New York Community Bancorp
stock rose early Friday and the broader regional banking sector stabilized after a two-day selloff.
New York Community Bancorp’s stock was 5% up in early trading. The shares have fallen 45% over the past two trading days since the bank posted a surprise loss and announced a drastic reserve increase Wednesday. The shares closed Thursday at their lowest level since 2000.
The broader sector has also been hit since the lender announced Wednesday that it added $552 million to its loan-loss provision, largely related to real estate loans, and slashed its dividend.

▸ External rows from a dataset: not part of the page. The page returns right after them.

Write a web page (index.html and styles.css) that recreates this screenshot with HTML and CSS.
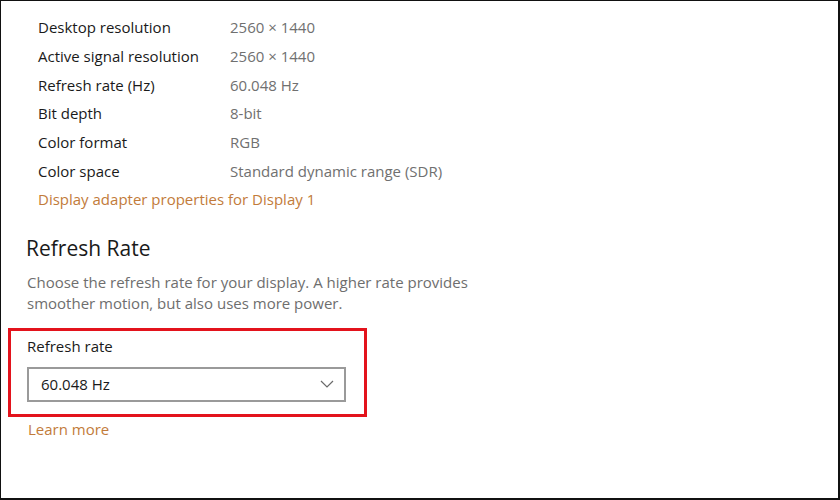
FILE: index.html
```html
<!DOCTYPE html>
<html lang="en">
<head>
<meta charset="utf-8">
<title>Display settings</title>
<link rel="stylesheet" href="styles.css">
</head>
<body>
<div class="frame">
  <div class="info">
    <div class="row"><span class="label">Desktop resolution</span><span class="value">2560 × 1440</span></div>
    <div class="row"><span class="label">Active signal resolution</span><span class="value">2560 × 1440</span></div>
    <div class="row"><span class="label">Refresh rate (Hz)</span><span class="value">60.048 Hz</span></div>
    <div class="row"><span class="label">Bit depth</span><span class="value">8-bit</span></div>
    <div class="row"><span class="label">Color format</span><span class="value">RGB</span></div>
    <div class="row"><span class="label">Color space</span><span class="value">Standard dynamic range (SDR)</span></div>
    <a class="link adapter" href="#">Display adapter properties for Display 1</a>
  </div>
  <section class="refresh">
    <h2 class="heading">Refresh Rate</h2>
    <p class="desc">Choose the refresh rate for your display. A higher rate provides smoother motion, but also uses more power.</p>
    <div class="highlight">
      <div class="field-label">Refresh rate</div>
      <div class="select">
        <span class="select-text">60.048 Hz</span>
        <svg class="chevron" width="14" height="8" viewBox="0 0 14 8"><path d="M1 1 L7 7 L13 1" fill="none" stroke="#6a6a6a" stroke-width="1.2"/></svg>
      </div>
    </div>
    <a class="link learn" href="#">Learn more</a>
  </section>
</div>
</body>
</html>
```
FILE: styles.css
```css
html, body {
  margin: 0;
  padding: 0;
  background: #ffffff;
}
body {
  font-family: "Open Sans", "Noto Sans", sans-serif;
  color: #1b1b1b;
}
.frame {
  width: 840px;
  height: 500px;
  box-sizing: border-box;
  border: 1px solid #111;
  border-width: 1px 2px 2px 1px;
  overflow: hidden;
}
.info {
  padding: 12px 0 0 37px;
  display: flex;
  flex-direction: column;
}
.row {
  display: flex;
  height: 28.7px;
  align-items: center;
  font-size: 15px;
}
.label {
  width: 192px;
  color: #1a1a1a;
}
.value {
  color: #707070;
}
.link {
  color: #c27b3a;
  text-decoration: none;
  font-size: 15px;
}
.adapter {
  height: 28.7px;
  line-height: 28.7px;
}
.refresh {
  padding-left: 7px;
}
.heading {
  margin: 20px 0 0 18px;
  font-size: 21px;
  font-weight: 400;
  line-height: 28px;
  color: #1a1a1a;
}
.desc {
  margin: 10px 0 0 19px;
  width: 460px;
  font-size: 15px;
  line-height: 21px;
  color: #6e6e6e;
}
.highlight {
  margin-top: 14px;
  width: 359px;
  box-sizing: border-box;
  border: 3px solid #e3131c;
  padding: 3px 0 12px 16px;
}
.field-label {
  font-size: 15px;
  line-height: 24px;
  color: #1a1a1a;
}
.select {
  margin-top: 9px;
  width: 319px;
  height: 35px;
  box-sizing: border-box;
  border: 2px solid #9a9a9a;
  display: flex;
  align-items: center;
  justify-content: space-between;
  padding: 0 10px 0 12px;
}
.select-text {
  font-size: 15px;
  color: #1a1a1a;
}
.chevron {
  display: block;
}
.learn {
  display: block;
  margin: 1px 0 0 20px;
  line-height: 22px;
}
```
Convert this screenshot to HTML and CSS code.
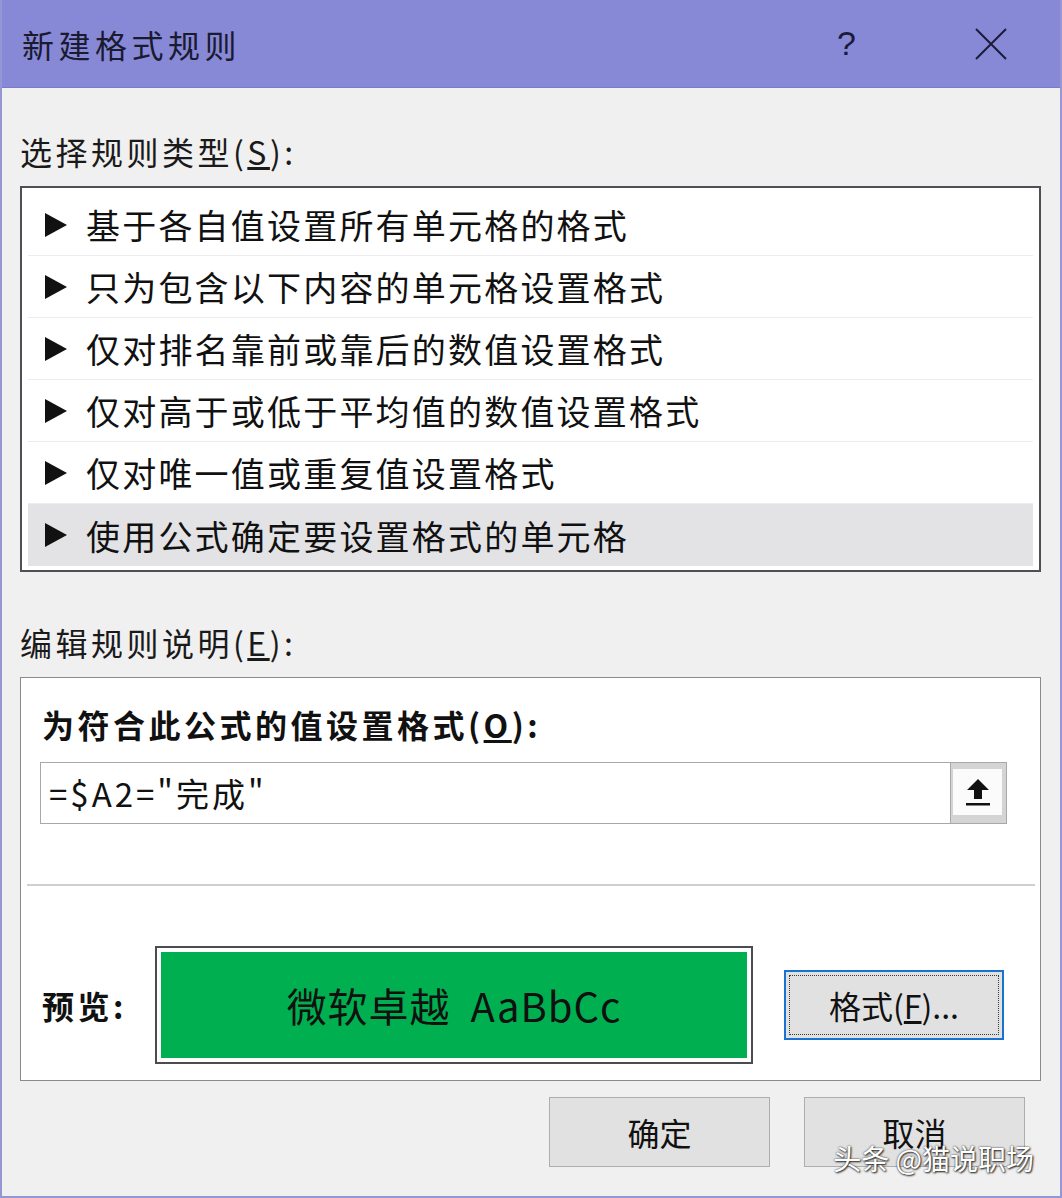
FILE: index.html
```html
<!DOCTYPE html>
<html lang="zh-CN">
<head>
    <meta charset="UTF-8">
    <meta name="viewport" content="width=device-width, initial-scale=1.0">
    <title>新建格式规则</title>
    <link rel="stylesheet" href="styles.css">
</head>
<body>
<div class="window">
    <div class="titlebar">
        <span class="title">新建格式规则</span>
        <span class="help">?</span>
        <span class="close">
            <svg width="34" height="34" viewBox="0 0 34 34"><path d="M2 2 L32 32 M32 2 L2 32" stroke="#1b1b3a" stroke-width="2" fill="none"/></svg>
        </span>
    </div>

    <div class="content">
        <div class="label first">选择规则类型(<u>S</u>):</div>
        <ul class="rules">
            <li><span class="arrow"></span>基于各自值设置所有单元格的格式</li>
            <li><span class="arrow"></span>只为包含以下内容的单元格设置格式</li>
            <li><span class="arrow"></span>仅对排名靠前或靠后的数值设置格式</li>
            <li><span class="arrow"></span>仅对高于或低于平均值的数值设置格式</li>
            <li><span class="arrow"></span>仅对唯一值或重复值设置格式</li>
            <li class="selected"><span class="arrow"></span>使用公式确定要设置格式的单元格</li>
        </ul>

        <div class="label second">编辑规则说明(<u>E</u>):</div>
        <div class="rulebox">
            <div class="bold-label">为符合此公式的值设置格式(<u>O</u>):</div>
            <div class="formula">
                <span class="formula-text">=$A2="完成"</span>
                <span class="picker">
                    <span class="picker-inner">
                        <svg width="26" height="30" viewBox="0 0 26 30"><path d="M13 2 L24 13 L17 13 L17 22 L9 22 L9 13 L2 13 Z" fill="#111"/><rect x="1" y="26" width="24" height="2.5" fill="#111"/></svg>
                    </span>
                </span>
            </div>
            <div class="divider"></div>
            <div class="preview-row">
                <div class="bold-label preview-label">预览:</div>
                <div class="preview">
                    <div class="preview-fill">微软卓越&nbsp;&nbsp;AaBbCc</div>
                </div>
                <button class="btn format-btn"><span class="focus">格式(<u>F</u>)...</span></button>
            </div>
        </div>

        <div class="actions">
            <button class="btn">确定</button>
            <button class="btn">取消</button>
        </div>
    </div>
    <div class="watermark">头条 @猫说职场</div>
</div>
</body>
</html>
```

FILE: styles.css
```css
body {
    margin: 0;
    padding: 0;
    font-family: "Noto Sans CJK SC", "Noto Sans", sans-serif;
    color: #111;
    background: #f0f0f0;
}
.window {
    position: relative;
    width: 1062px;
    height: 1198px;
    box-sizing: border-box;
    border: 2px solid #9597d4;
    border-top: none;
    background: #f0f0f0;
    overflow: hidden;
}
.titlebar {
    height: 88px;
    box-sizing: border-box;
    background: #8789d7;
    border-bottom: 1px solid #7a7cc6;
    display: flex;
    align-items: center;
    padding-left: 20px;
}
.title {
    font-size: 32px;
    letter-spacing: 4.5px;
    color: #1a1a30;
    flex: 1;
}
.help {
    font-family: "Liberation Sans", sans-serif;
    font-size: 34px;
    color: #1b1b3a;
    margin-right: 118px;
}
.close {
    display: flex;
    margin-right: 52px;
}
.content {
    padding: 0 19px 0 18px;
}
.label {
    font-size: 32px;
    line-height: 40px;
    height: 40px;
    letter-spacing: 3.5px;
    color: #1a1a1a;
}
.label.first {
    margin-top: 43px;
}
.label.second {
    margin-top: 50px;
}
.rules {
    list-style: none;
    margin: 15px 0 0 0;
    padding: 6px 6px 3px 6px;
    height: 386px;
    box-sizing: border-box;
    border: 2px solid #4f4f55;
    background: #fff;
}
.rules li {
    height: 62px;
    box-sizing: border-box;
    border-bottom: 1px solid #ececef;
    display: flex;
    align-items: center;
    padding-left: 17px;
    font-size: 34px;
    letter-spacing: 2.2px;
    color: #111;
}
.rules li.selected {
    background: #e3e3e6;
    border-bottom: none;
}
.arrow {
    width: 0;
    height: 0;
    border-top: 12px solid transparent;
    border-bottom: 12px solid transparent;
    border-left: 22px solid #111;
    margin-right: 19px;
}
.rulebox {
    margin-top: 15px;
    height: 404px;
    box-sizing: border-box;
    border: 1px solid #8a8a90;
    background: #fff;
    padding: 0 5px;
}
.bold-label {
    font-size: 32px;
    font-weight: bold;
    line-height: 40px;
    letter-spacing: 3.5px;
    color: #111;
}
.rulebox > .bold-label {
    margin: 26px 0 0 16px;
}
.formula {
    display: flex;
    margin: 18px 28px 0 14px;
    height: 62px;
    box-sizing: border-box;
    border: 1px solid #a8a8a8;
}
.formula-text {
    flex: 1;
    display: flex;
    align-items: center;
    padding-left: 8px;
    font-size: 33px;
    letter-spacing: 3px;
    color: #111;
}
.picker {
    width: 56px;
    background: #d4d4d4;
    border-left: 1px solid #a8a8a8;
    padding: 6px 4px 8px 2px;
    box-sizing: border-box;
    display: flex;
}
.picker-inner {
    flex: 1;
    background: #fbfbfb;
    display: flex;
    align-items: center;
    justify-content: center;
}
.divider {
    margin: 60px 0 0 1px;
    height: 2px;
    background: #cfcfd3;
}
.preview-row {
    display: flex;
    align-items: center;
    margin-top: 60px;
    height: 118px;
}
.preview-label {
    width: 113px;
    padding-left: 16px;
}
.preview {
    width: 598px;
    height: 118px;
    box-sizing: border-box;
    border: 2px solid #4c4c50;
    padding: 4px;
    background: #fff;
}
.preview-fill {
    height: 100%;
    background: #00b050;
    display: flex;
    align-items: center;
    justify-content: center;
    font-size: 40px;
    color: #111;
    letter-spacing: 1px;
}
.btn {
    font-family: "Noto Sans CJK SC", "Noto Sans", sans-serif;
    font-size: 32px;
    color: #111;
    background: #e1e1e1;
    border: 1px solid #adadad;
    width: 221px;
    height: 70px;
    padding: 0;
    cursor: pointer;
}
.format-btn {
    margin-left: 31px;
    width: 220px;
    border: 2px solid #1a73d0;
    padding: 3px;
    display: flex;
}
.format-btn .focus {
    flex: 1;
    border: 1px dotted #3a3a3a;
    display: flex;
    align-items: center;
    justify-content: center;
}
.actions {
    display: flex;
    justify-content: flex-end;
    gap: 34px;
    margin-top: 16px;
    padding-right: 16px;
}
.watermark {
    position: absolute;
    right: 26px;
    bottom: 18px;
    font-size: 28px;
    color: #fff;
    text-shadow: 0 0 2px #333, 1px 1px 2px #222;
}
```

The stocks look to be stabilizing at the end of a tumultuous week, even after the January employment report showed that the U.S. economy added 353,000 jobs, crushing expectations of 176,500. The strong reading makes it less likely that the Federal Reserve will cut rates in March, something which would have eased the pressure on regional banks.
Traders were pricing in an 21% chance of a March rate cut shortly after the jobs data, down from 38% just a day ago, according to the CME’s FedWatch tool.
Other regional bank stocks were rising despite that shift in rate expectations.
Western Alliance
was 2% up,
M&T Bank
rose 1.2%, while
Zions Bancorp
was flat.
Investors and analysts have been assessing the fallout of NYCB’s loss and reserve increase in recent days, particularly in light of last year’s regional bank crisis.
“What NYCB’s troubles coming on the heels of last March’s failure should teach us, is that the small, regional bank business model is unalterably broken,” Oppenheimer analyst Chris Kotowski said in a note Friday.
“The sooner the small banks gets consolidated the better for us all. The big banks actually have a pretty darn good and resilient business model,” he added.
While
J.P. Morgan’s
Kabir Caprihan wrote Thursday that he didn’t believe we’re seeing a repeat of 2023, he noted that reserves on office real estate loans were lower than most peers at two banks: Zions Bancorp and M&T Bank. At year end, the loss reserves on office properties were 3.8% of loans at Zions and 4.4% at M&T, by the analyst’s tally, compared with 8% at
New York Community Bank
after this week’s accrual.
The KBW Regional Banking Index fell 2.3% Thursday, following its 6% decline in the previous session. The index was flat early Friday.